- Country: Canada
- Governing body: Judo Alberta; Judo Canada;
- National team: Canadian Olympic team

= Judo in Alberta =

The Japanese martial art and combat sport judo has been practised in the Canadian province of Alberta since 1943.

== History ==
Judo was introduced to Canada in the early twentieth century by Japanese migrants, and was limited to British Columbia until the forced expulsion, internment, and resettlement of Japanese-Canadians after Japan entered the Second World War in 1941. Japanese Canadian expulsion and internment was pivotal in the development of Canadian judo because it forced judoka to settle in other parts of the country. Some returned to the Pacific coast after 1949, but most found new homes in other provinces. New dojos opened in the Prairies, Ontario, and Quebec, primarily in the mid-to-late 1940s, and the centre of Canadian judo shifted from Vancouver to Toronto, where a significant number of judoka had settled after the war.
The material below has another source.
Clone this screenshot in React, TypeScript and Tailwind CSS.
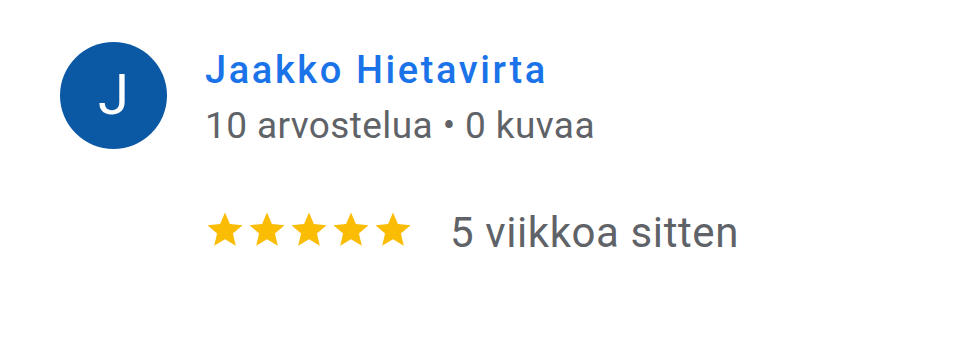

Many early dojos were housed at the local branch of the YMCA, which also provided short-term accommodation, assisted with finding employment, and coordinated social programs for resettled Japanese Canadians. Clubs at military bases, RCMP barracks, and universities were also common.

Alberta's first judo club was founded in 1943 in Raymond by Yoshio Katsuta and Yoshio Senda, both of whom moved from BC to Alberta to avoid being interned. Katsuta was born in Japan and had received his yondan (fourth dan) from the Kodokan before immigrating to Ocean Falls in 1937, and Senda was born in Mission and had earned his shodan (first dan) under Eichi "John" Hashizume and Yoshitaka Mori a few years before moving to Alberta. There were about 30 mostly Japanese Canadian students at the Raymond club, and practices were held in the reception room of the Raymond Buddhist Church. A year later, Hashizume (Senda's instructor in Mission) and a Mr. Kuramoto opened a dojo in Picture Butte. After the war, more than 300 displaced Japanese Canadians decided to stay in southern Alberta, and Senda established the Kyodokan Judo Club at the original Lethbridge YMCA building at 4th Avenue and 10th Street South in 1952.